→ **EXERCISE**
Repeat each line exactly as it is written.

>> Start DATASET SECTION

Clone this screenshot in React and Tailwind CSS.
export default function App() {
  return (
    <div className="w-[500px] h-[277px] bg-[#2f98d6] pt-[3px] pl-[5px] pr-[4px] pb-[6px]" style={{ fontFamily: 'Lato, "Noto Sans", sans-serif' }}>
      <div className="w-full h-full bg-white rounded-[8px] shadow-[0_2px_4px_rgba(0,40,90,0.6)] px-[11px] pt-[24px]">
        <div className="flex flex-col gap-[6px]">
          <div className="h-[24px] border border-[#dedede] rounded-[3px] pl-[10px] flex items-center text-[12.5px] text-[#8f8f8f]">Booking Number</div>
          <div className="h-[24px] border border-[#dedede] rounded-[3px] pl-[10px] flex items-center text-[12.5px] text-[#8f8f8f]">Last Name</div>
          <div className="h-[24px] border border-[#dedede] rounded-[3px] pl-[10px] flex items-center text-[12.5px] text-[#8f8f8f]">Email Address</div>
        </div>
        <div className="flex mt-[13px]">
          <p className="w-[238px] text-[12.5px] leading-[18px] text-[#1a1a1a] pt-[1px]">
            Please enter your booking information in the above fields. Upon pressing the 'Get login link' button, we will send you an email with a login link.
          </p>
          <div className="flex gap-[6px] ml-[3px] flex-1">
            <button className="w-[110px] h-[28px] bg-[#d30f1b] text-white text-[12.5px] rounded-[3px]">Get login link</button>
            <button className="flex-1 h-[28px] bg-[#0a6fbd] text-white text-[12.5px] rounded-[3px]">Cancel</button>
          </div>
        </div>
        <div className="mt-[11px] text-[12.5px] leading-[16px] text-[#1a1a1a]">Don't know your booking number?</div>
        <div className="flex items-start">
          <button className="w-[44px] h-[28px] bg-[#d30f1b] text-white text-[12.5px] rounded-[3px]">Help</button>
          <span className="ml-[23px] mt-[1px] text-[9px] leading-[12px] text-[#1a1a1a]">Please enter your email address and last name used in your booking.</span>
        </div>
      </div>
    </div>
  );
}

>> End DATASET SECTION

→ **WORKED SOLUTION**
Clone this screenshot in React and Tailwind CSS.
export default function App() {
  return (
    <div className="w-[500px] h-[277px] bg-[#2f98d6] pt-[3px] pl-[5px] pr-[4px] pb-[6px]" style={{ fontFamily: 'Lato, "Noto Sans", sans-serif' }}>
      <div className="w-full h-full bg-white rounded-[8px] shadow-[0_2px_4px_rgba(0,40,90,0.6)] px-[11px] pt-[24px]">
        <div className="flex flex-col gap-[6px]">
          <div className="h-[24px] border border-[#dedede] rounded-[3px] pl-[10px] flex items-center text-[12.5px] text-[#8f8f8f]">Booking Number</div>
          <div className="h-[24px] border border-[#dedede] rounded-[3px] pl-[10px] flex items-center text-[12.5px] text-[#8f8f8f]">Last Name</div>
          <div className="h-[24px] border border-[#dedede] rounded-[3px] pl-[10px] flex items-center text-[12.5px] text-[#8f8f8f]">Email Address</div>
        </div>
        <div className="flex mt-[13px]">
          <p className="w-[238px] text-[12.5px] leading-[18px] text-[#1a1a1a] pt-[1px]">
            Please enter your booking information in the above fields. Upon pressing the 'Get login link' button, we will send you an email with a login link.
          </p>
          <div className="flex gap-[6px] ml-[3px] flex-1">
            <button className="w-[110px] h-[28px] bg-[#d30f1b] text-white text-[12.5px] rounded-[3px]">Get login link</button>
            <button className="flex-1 h-[28px] bg-[#0a6fbd] text-white text-[12.5px] rounded-[3px]">Cancel</button>
          </div>
        </div>
        <div className="mt-[11px] text-[12.5px] leading-[16px] text-[#1a1a1a]">Don't know your booking number?</div>
        <div className="flex items-start">
          <button className="w-[44px] h-[28px] bg-[#d30f1b] text-white text-[12.5px] rounded-[3px]">Help</button>
          <span className="ml-[23px] mt-[1px] text-[9px] leading-[12px] text-[#1a1a1a]">Please enter your email address and last name used in your booking.</span>
        </div>
      </div>
    </div>
  );
}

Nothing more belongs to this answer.